- Celestial map of Leo Minor
- Parent body: C/1739 K1 (Zanotti)

Radiant
- Constellation: Leo Minor
- Right ascension: 10^{h} 48^{m} 0^{s}
- Declination: +37° 00′ 00″

Properties
- Occurs during: October 13 – November 3
- Date of peak: October 20–23
- Velocity: 62 km/s
- Zenithal hourly rate: 2 (average) 13.9 (2015)

= Leonis Minorids =

Meteor shower

Leonis Minorids (IMO designation: LMI; IAU shower number: 22) is a weak meteor shower that takes place from October 13 until November 3 each year, peaking around October 20–23. With a weak moon the meteor shower may be visible with the naked eye, however this meteor shower is best observed only from the Northern Hemisphere with telescopic plotting. This meteor shower is linked to comet C/1739 K1 and radiates from the constellation Leo Minor, which is a faint constellation north of Leo.
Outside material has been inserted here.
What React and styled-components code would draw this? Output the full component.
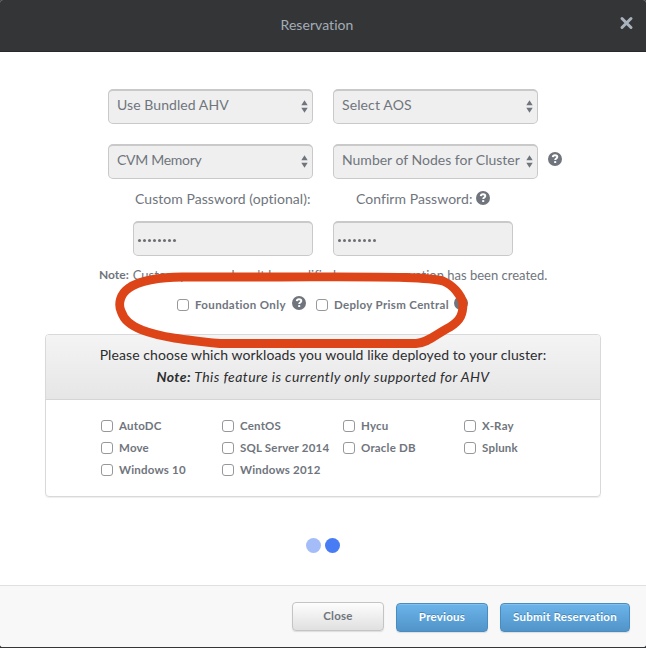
import React from 'react';
import styled, { createGlobalStyle } from 'styled-components';

const GlobalStyle = createGlobalStyle`
  *, *::before, *::after { box-sizing: border-box; }
  html { background: #343537; }
  body {
    margin: 0;
    font-family: Lato, sans-serif;
    font-size: 14px;
    font-variant-ligatures: none;
    color: #70757d;
    background: #343537;
  }
`;

const Modal = styled.div`
  position: relative;
  display: flex;
  flex-direction: column;
  width: 646px;
  height: 647px;
  overflow: hidden;
  background: #fff;
  border-radius: 3px;
`;

const Header = styled.header`
  display: flex;
  align-items: center;
  justify-content: center;
  flex: none;
  height: 52px;
  padding-right: 12px;
  background: #343537;
  border-bottom: 1px solid #28292b;
`;

const Title = styled.h1`
  flex: 1;
  margin: 0;
  padding: 0 0 1px 15px;
  text-align: center;
  font-size: 14px;
  line-height: 18px;
  font-weight: 400;
  letter-spacing: 0.05px;
  color: #a3adb8;
`;

const IconButton = styled.button`
  display: flex;
  margin: 0 0 5px;
  padding: 0;
  border: 0;
  background: none;
  color: #a9b3be;
`;

const Body = styled.main`
  display: flex;
  flex-direction: column;
  flex: 1;
  padding-top: 37px;
`;

const SelectRow = styled.div`
  display: flex;
  gap: 20px;
  height: 35px;
  margin: 0 0 20px 108px;
`;

const HelpSlot = styled.span`
  display: flex;
  margin: 8px 0 0 -10px;
`;

const SelectBox = styled.div`
  display: flex;
  justify-content: space-between;
  width: 205px;
  height: 35px;
  padding: 5px 4px 0 8px;
  border: 1px solid #c9c9c9;
  border-top-width: 2px;
  border-radius: 5px;
  background: #efefef;
  line-height: 17px;
  white-space: nowrap;
  letter-spacing: ${(p) => p.$spacing || '0'};
`;

const Arrows = styled.svg`
  flex: none;
  margin-top: 4px;
`;

const LabelRow = styled.div`
  display: flex;
  height: 22px;
  margin: -12px 0 0 135px;
  line-height: 22px;
`;

const FieldLabel = styled.label`
  display: flex;
  gap: 4px;
  width: ${(p) => p.$width};
  margin-top: 1px;
  white-space: nowrap;
  letter-spacing: 0.05px;

  svg { margin-top: 3px; }
`;

const PasswordRow = styled.div`
  display: flex;
  justify-content: center;
  gap: 20px;
  margin-top: 12px;
`;

const PasswordBox = styled.div`
  display: flex;
  align-items: center;
  gap: 2px;
  width: 180px;
  height: 35px;
  padding: 2px 0 0 4px;
  border: 1px solid #c9c9c9;
  border-top-width: 2px;
  border-radius: 5px;
  background: #efefef;
`;

const Bullet = styled.i`
  width: 3px;
  height: 3px;
  border-radius: 50%;
  background: #6d6d72;
`;

const NoteLine = styled.p`
  display: flex;
  gap: 4px;
  margin: 11px 0 0 99px;
  font-size: 13px;
  line-height: 16px;
  white-space: nowrap;

  b { font-size: 12px; }
`;

const OptionRow = styled.div`
  display: flex;
  align-items: center;
  height: 22px;
  margin: 11px 0 0 177px;
`;

const OptionHelp = styled.span`
  display: flex;
  width: ${(p) => p.$width || '14px'};
  margin-bottom: 4px;
`;

const CheckLabel = styled.label`
  display: flex;
  align-items: center;
  gap: 6px;
  width: ${(p) => p.$width || 'auto'};
  height: 22px;
  font-size: 11.5px;
  font-weight: 700;
  letter-spacing: ${(p) => p.$spacing || '0.2px'};
  white-space: nowrap;
`;

const CheckText = styled.span`
  padding-bottom: 2px;
`;

const CheckBox = styled.input`
  appearance: none;
  flex: none;
  width: 12px;
  height: 12px;
  margin: 0;
  border: 1px solid #96989c;
  border-radius: 3px;
  background: #fff;
`;

const Panel = styled.section`
  width: 556px;
  height: 163px;
  margin: 18px 0 0 45px;
  border: 1px solid #d8d9da;
  border-radius: 4px;
  box-shadow: 0 1px 1px #eee;
  overflow: hidden;
`;

const PanelHeader = styled.div`
  height: 65px;
  padding-top: 9px;
  border-bottom: 1px solid #d4d5d6;
  background: linear-gradient(#f4f4f4, #e6e6e6);
  text-align: center;
  line-height: 22px;
  letter-spacing: 0.09px;
  color: #2c2d2f;
`;

const PanelNote = styled.div`
  font-style: italic;
  letter-spacing: 0.42px;
`;

const Workloads = styled.div`
  display: grid;
  grid-template-columns: repeat(4, 121px);
  grid-auto-rows: 22px;
  padding: 15px 0 0 55px;
`;

const Dots = styled.div`
  display: flex;
  justify-content: center;
  gap: 4px;
  margin-top: 41px;
`;

const Dot = styled.span`
  width: 15px;
  height: 15px;
  border-radius: 50%;
  background: ${(p) => (p.$active ? '#477cf4' : '#a4bdf9')};
`;

const Footer = styled.footer`
  display: flex;
  justify-content: flex-end;
  gap: 12px;
  flex: none;
  height: 62px;
  padding: 17px 16px 0 0;
  border-top: 1px solid #dfe0e1;
  background: #f8f8f8;
`;

const Button = styled.button`
  width: 92px;
  height: 29px;
  padding: 0 0 2px;
  border: 1px solid #c4c4c4;
  border-radius: 4px;
  background: linear-gradient(#fdfdfd, #e0e0e0);
  box-shadow: 0 1px 1px #ddd;
  color: #70757d;
  font: 700 11.5px/25px Lato, sans-serif;
  letter-spacing: 0.25px;
  margin-top: -1px;
`;

const PrimaryButton = styled(Button)`
  width: ${(p) => p.$width || '92px'};
  margin-top: 0;
  border-color: #4b8cc0;
  background: linear-gradient(#6bb4ea, #5194c9);
  box-shadow: inset 0 1px #7fc0ee, 0 1px 1px #ddd;
  color: #fff;
  text-shadow: 0 -1px #4486b9;
`;

const Annotation = styled.svg`
  position: absolute;
  left: 110px;
  top: 265px;
  pointer-events: none;
`;

const SelectArrows = () => (
  <Arrows width="7" height="13" viewBox="0 0 7 13">
    <path d="M0.3 5.2 3.5 0.2 6.7 5.2zM0.3 7.8 3.5 12.8 6.7 7.8z" fill="#70757d" />
  </Arrows>
);

const Help = () => (
  <svg width="14" height="14" viewBox="0 0 14 14">
    <circle cx="7" cy="7" r="7" fill="#70757d" />
    <path
      d="M4.8 5.1C4.9 3.8 5.8 3.2 7 3.2c1.3 0 2.3.7 2.3 1.9C9.3 6.6 7.2 6.6 7.2 8.1"
      fill="none"
      stroke="#fff"
      strokeWidth="1.9"
    />
    <rect x="6.2" y="9.1" width="2" height="1.9" fill="#fff" />
  </svg>
);

const Select = ({ children, spacing }) => (
  <SelectBox $spacing={spacing}>
    {children}
    <SelectArrows />
  </SelectBox>
);

const Password = () => (
  <PasswordBox>
    {Array.from({ length: 8 }, (_, i) => (
      <Bullet key={i} />
    ))}
  </PasswordBox>
);

const Check = ({ children, width, spacing }) => (
  <CheckLabel $width={width} $spacing={spacing}>
    <CheckBox type="checkbox" />
    <CheckText>{children}</CheckText>
  </CheckLabel>
);

const workloads = [
  'AutoDC', 'CentOS', 'Hycu', 'X-Ray',
  'Move', 'SQL Server 2014', 'Oracle DB', 'Splunk',
  'Windows 10', 'Windows 2012',
];

export default function App() {
  return (
    <Modal>
      <GlobalStyle />
      <Header>
        <Title>Reservation</Title>
        <IconButton aria-label="Close dialog">
          <svg width="15" height="14" viewBox="0 0 15 14">
            <path d="M3 2.5 12 11.5M12 2.5 3 11.5" stroke="currentColor" strokeWidth="3" strokeLinecap="round" />
          </svg>
        </IconButton>
      </Header>
      <Body>
        <SelectRow>
          <Select spacing="0.07px">Use Bundled AHV</Select>
          <Select spacing="0.12px">Select AOS</Select>
        </SelectRow>
        <SelectRow>
          <Select spacing="-0.3px">CVM Memory</Select>
          <Select>Number of Nodes for Cluster</Select>
          <HelpSlot><Help /></HelpSlot>
        </SelectRow>
        <LabelRow>
          <FieldLabel $width="221px">Custom Password (optional):</FieldLabel>
          <FieldLabel $width="auto">
            Confirm Password:
            <Help />
          </FieldLabel>
        </LabelRow>
        <PasswordRow>
          <Password />
          <Password />
        </PasswordRow>
        <NoteLine>
          <b>Note:</b>
          <span>Custom password can't be modified once a reservation has been created.</span>
        </NoteLine>
        <OptionRow>
          <Check width="115px" spacing="0.35px">Foundation Only</Check>
          <OptionHelp $width="24px"><Help /></OptionHelp>
          <Check width="138px" spacing="0.34px">Deploy Prism Central</Check>
          <OptionHelp><Help /></OptionHelp>
        </OptionRow>
        <Panel>
          <PanelHeader>
            Please choose which workloads you would like deployed to your cluster:
            <PanelNote><b>Note:</b> This feature is currently only supported for AHV</PanelNote>
          </PanelHeader>
          <Workloads>
            {workloads.map((name) => (
              <Check key={name}>{name}</Check>
            ))}
          </Workloads>
        </Panel>
        <Dots>
          <Dot />
          <Dot $active />
        </Dots>
      </Body>
      <Footer>
        <Button>Close</Button>
        <PrimaryButton>Previous</PrimaryButton>
        <PrimaryButton $width="130px">Submit Reservation</PrimaryButton>
      </Footer>
      <Annotation width="365" height="90" viewBox="110 265 365 90">
        <path
          d="M280 277H182C160 277 138 281 129 288C120 294 118 304 121 311C124 320 130 325 142 330C160 337 185 340 220 343.5H416C428 343 436 334 450 327C461 320 463 314 463 303C461 295 453 285 443 281C436 279 420 278 405 277.5C370 276.5 320 277 280 277Z"
          fill="none"
          stroke="#dd4518"
          strokeWidth="8.8"
          strokeLinejoin="round"
        />
      </Annotation>
    </Modal>
  );
}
The meteor shower often only produces 2 meteors an hour. The meteors pass at an average speed of 62 kilometers per second.

The Leonis Minorids reached a zenithal hourly rate of around 13.9 on 21 October 2015, and a zenithal hourly rate of 10 on 20 October 2023.

Being discovered centuries ago, comet C/1739 K1 is assumed to have an orbital eccentricity of 1.0, but could be periodic and return sometime in the next several hundred years.